◆ Supplied information
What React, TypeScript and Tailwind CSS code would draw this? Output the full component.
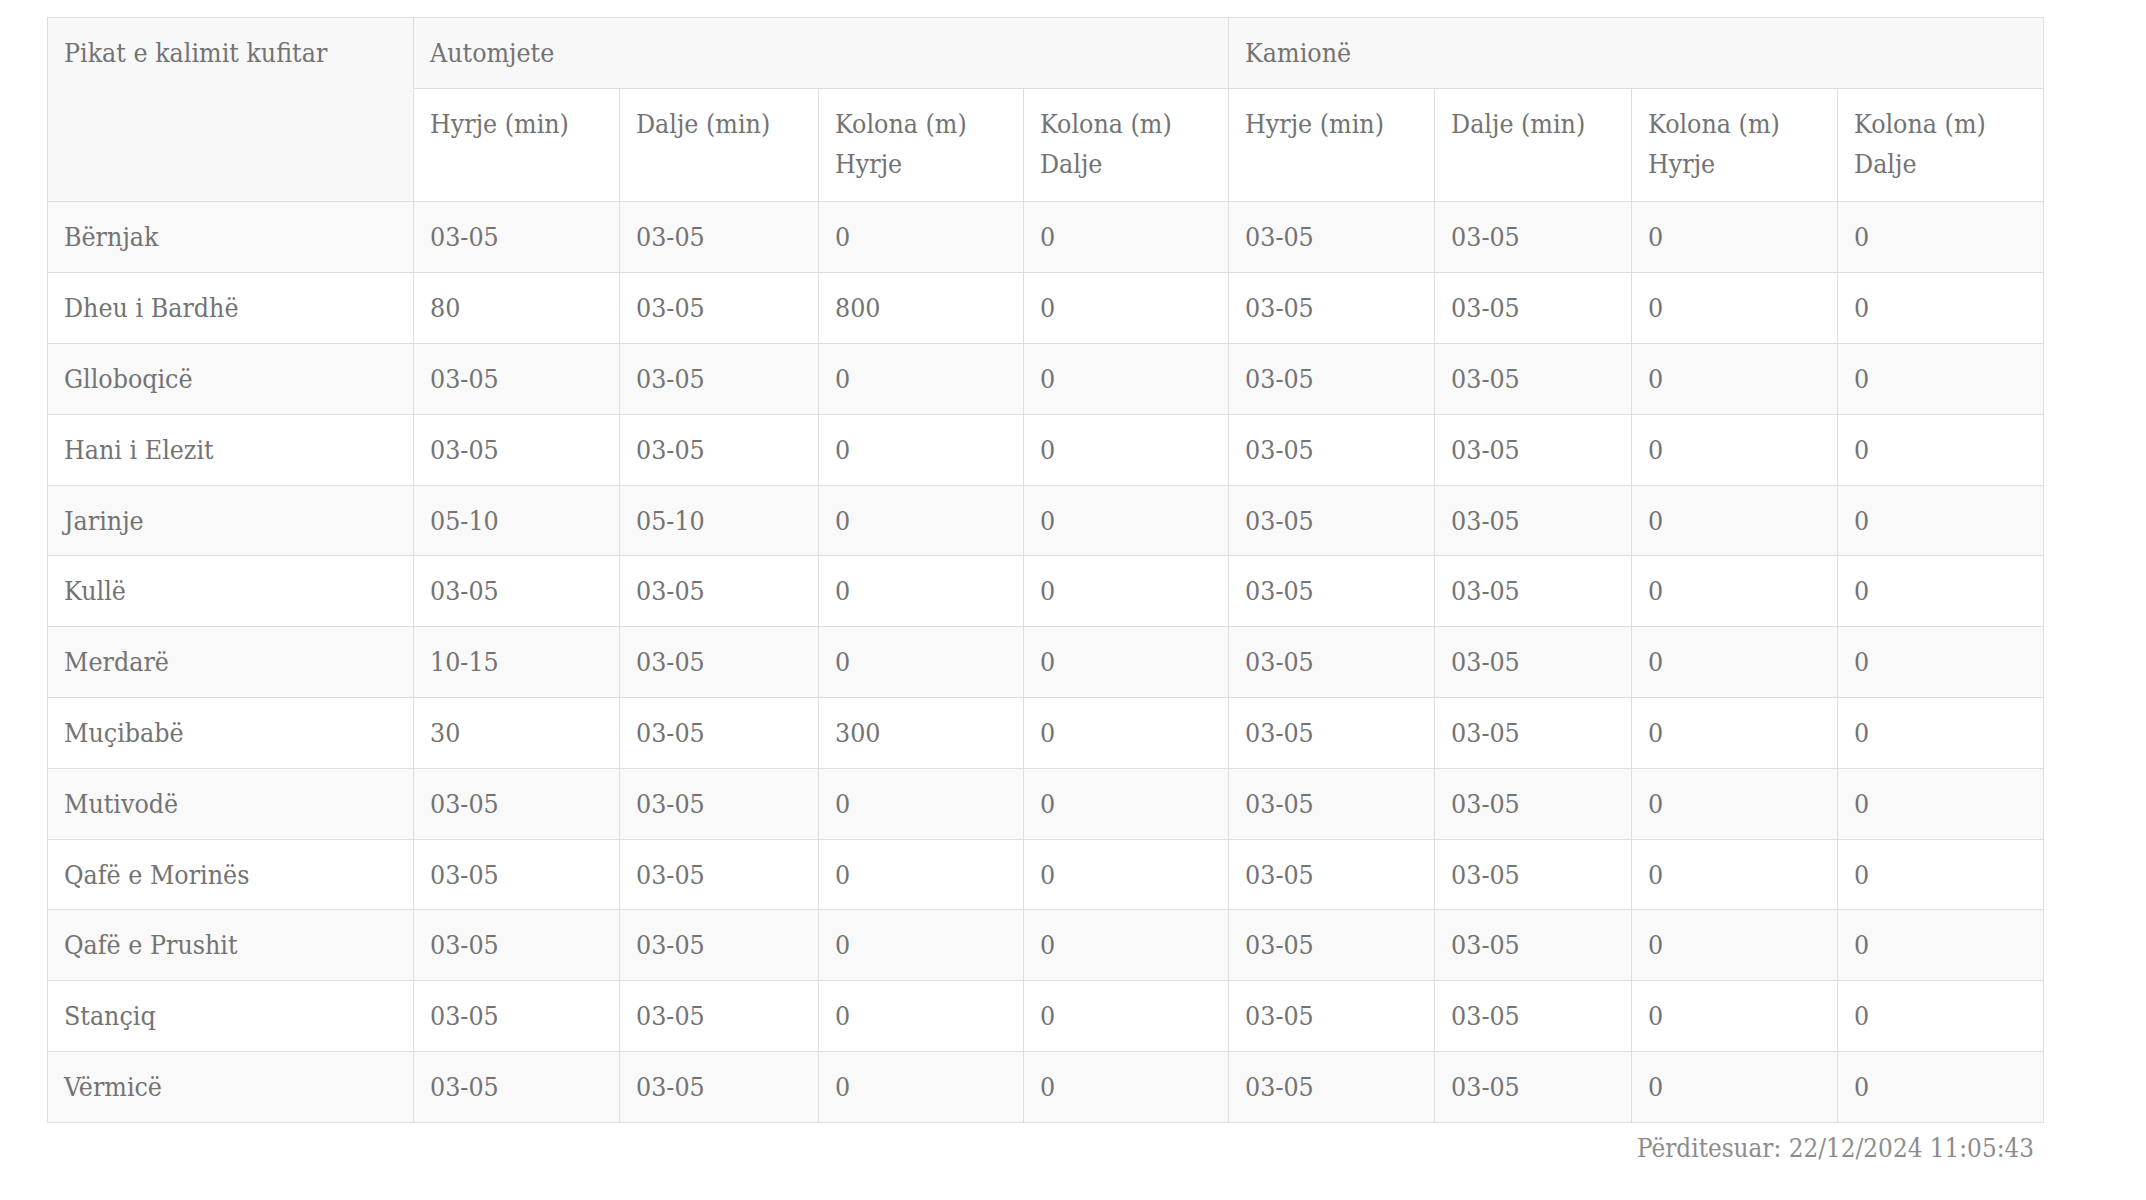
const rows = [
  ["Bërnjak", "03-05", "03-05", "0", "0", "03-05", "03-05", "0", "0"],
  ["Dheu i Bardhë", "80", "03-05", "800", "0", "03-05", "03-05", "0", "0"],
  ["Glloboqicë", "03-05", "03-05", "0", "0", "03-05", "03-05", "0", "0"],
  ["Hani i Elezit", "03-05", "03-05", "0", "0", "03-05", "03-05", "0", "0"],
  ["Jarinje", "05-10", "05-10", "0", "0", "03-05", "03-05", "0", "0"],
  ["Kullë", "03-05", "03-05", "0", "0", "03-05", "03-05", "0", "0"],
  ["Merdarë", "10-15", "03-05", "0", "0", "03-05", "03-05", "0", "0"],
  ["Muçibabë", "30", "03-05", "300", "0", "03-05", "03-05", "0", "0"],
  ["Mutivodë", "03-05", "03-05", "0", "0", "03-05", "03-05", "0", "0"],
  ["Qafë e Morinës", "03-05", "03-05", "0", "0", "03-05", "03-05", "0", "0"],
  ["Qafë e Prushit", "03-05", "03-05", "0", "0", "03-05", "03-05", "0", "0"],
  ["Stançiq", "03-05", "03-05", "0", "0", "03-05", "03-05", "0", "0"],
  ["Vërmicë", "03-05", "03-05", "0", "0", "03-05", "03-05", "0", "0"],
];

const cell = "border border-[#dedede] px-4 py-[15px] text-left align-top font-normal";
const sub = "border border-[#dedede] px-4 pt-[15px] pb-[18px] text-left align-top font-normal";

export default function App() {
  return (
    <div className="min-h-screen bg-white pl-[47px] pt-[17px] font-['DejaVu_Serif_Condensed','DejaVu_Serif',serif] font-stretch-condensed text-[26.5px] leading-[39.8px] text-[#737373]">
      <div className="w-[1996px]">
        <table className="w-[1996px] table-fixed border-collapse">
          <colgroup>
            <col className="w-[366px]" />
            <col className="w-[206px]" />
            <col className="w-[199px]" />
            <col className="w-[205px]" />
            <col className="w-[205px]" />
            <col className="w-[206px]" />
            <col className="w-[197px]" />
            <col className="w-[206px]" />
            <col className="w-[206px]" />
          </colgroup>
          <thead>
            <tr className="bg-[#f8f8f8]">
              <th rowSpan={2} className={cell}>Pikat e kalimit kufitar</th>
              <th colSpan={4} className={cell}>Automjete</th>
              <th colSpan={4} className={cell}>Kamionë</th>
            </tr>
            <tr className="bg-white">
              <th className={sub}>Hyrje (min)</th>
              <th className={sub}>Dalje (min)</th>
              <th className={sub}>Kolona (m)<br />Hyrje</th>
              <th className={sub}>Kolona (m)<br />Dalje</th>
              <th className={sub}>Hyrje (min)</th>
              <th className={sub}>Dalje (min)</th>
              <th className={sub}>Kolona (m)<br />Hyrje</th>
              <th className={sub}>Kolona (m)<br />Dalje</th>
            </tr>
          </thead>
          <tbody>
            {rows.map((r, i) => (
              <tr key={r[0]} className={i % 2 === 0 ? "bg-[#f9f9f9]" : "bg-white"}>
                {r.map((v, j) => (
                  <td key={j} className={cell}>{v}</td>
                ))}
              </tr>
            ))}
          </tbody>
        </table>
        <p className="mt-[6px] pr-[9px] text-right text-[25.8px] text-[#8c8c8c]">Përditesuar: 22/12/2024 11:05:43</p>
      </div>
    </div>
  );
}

◆ What you are asked to do
Exclude every picture and copy the remaining data exactly.

◆ Solution to the exercise
What React, TypeScript and Tailwind CSS code would draw this? Output the full component.
const rows = [
  ["Bërnjak", "03-05", "03-05", "0", "0", "03-05", "03-05", "0", "0"],
  ["Dheu i Bardhë", "80", "03-05", "800", "0", "03-05", "03-05", "0", "0"],
  ["Glloboqicë", "03-05", "03-05", "0", "0", "03-05", "03-05", "0", "0"],
  ["Hani i Elezit", "03-05", "03-05", "0", "0", "03-05", "03-05", "0", "0"],
  ["Jarinje", "05-10", "05-10", "0", "0", "03-05", "03-05", "0", "0"],
  ["Kullë", "03-05", "03-05", "0", "0", "03-05", "03-05", "0", "0"],
  ["Merdarë", "10-15", "03-05", "0", "0", "03-05", "03-05", "0", "0"],
  ["Muçibabë", "30", "03-05", "300", "0", "03-05", "03-05", "0", "0"],
  ["Mutivodë", "03-05", "03-05", "0", "0", "03-05", "03-05", "0", "0"],
  ["Qafë e Morinës", "03-05", "03-05", "0", "0", "03-05", "03-05", "0", "0"],
  ["Qafë e Prushit", "03-05", "03-05", "0", "0", "03-05", "03-05", "0", "0"],
  ["Stançiq", "03-05", "03-05", "0", "0", "03-05", "03-05", "0", "0"],
  ["Vërmicë", "03-05", "03-05", "0", "0", "03-05", "03-05", "0", "0"],
];

const cell = "border border-[#dedede] px-4 py-[15px] text-left align-top font-normal";
const sub = "border border-[#dedede] px-4 pt-[15px] pb-[18px] text-left align-top font-normal";

export default function App() {
  return (
    <div className="min-h-screen bg-white pl-[47px] pt-[17px] font-['DejaVu_Serif_Condensed','DejaVu_Serif',serif] font-stretch-condensed text-[26.5px] leading-[39.8px] text-[#737373]">
      <div className="w-[1996px]">
        <table className="w-[1996px] table-fixed border-collapse">
          <colgroup>
            <col className="w-[366px]" />
            <col className="w-[206px]" />
            <col className="w-[199px]" />
            <col className="w-[205px]" />
            <col className="w-[205px]" />
            <col className="w-[206px]" />
            <col className="w-[197px]" />
            <col className="w-[206px]" />
            <col className="w-[206px]" />
          </colgroup>
          <thead>
            <tr className="bg-[#f8f8f8]">
              <th rowSpan={2} className={cell}>Pikat e kalimit kufitar</th>
              <th colSpan={4} className={cell}>Automjete</th>
              <th colSpan={4} className={cell}>Kamionë</th>
            </tr>
            <tr className="bg-white">
              <th className={sub}>Hyrje (min)</th>
              <th className={sub}>Dalje (min)</th>
              <th className={sub}>Kolona (m)<br />Hyrje</th>
              <th className={sub}>Kolona (m)<br />Dalje</th>
              <th className={sub}>Hyrje (min)</th>
              <th className={sub}>Dalje (min)</th>
              <th className={sub}>Kolona (m)<br />Hyrje</th>
              <th className={sub}>Kolona (m)<br />Dalje</th>
            </tr>
          </thead>
          <tbody>
            {rows.map((r, i) => (
              <tr key={r[0]} className={i % 2 === 0 ? "bg-[#f9f9f9]" : "bg-white"}>
                {r.map((v, j) => (
                  <td key={j} className={cell}>{v}</td>
                ))}
              </tr>
            ))}
          </tbody>
        </table>
        <p className="mt-[6px] pr-[9px] text-right text-[25.8px] text-[#8c8c8c]">Përditesuar: 22/12/2024 11:05:43</p>
      </div>
    </div>
  );
}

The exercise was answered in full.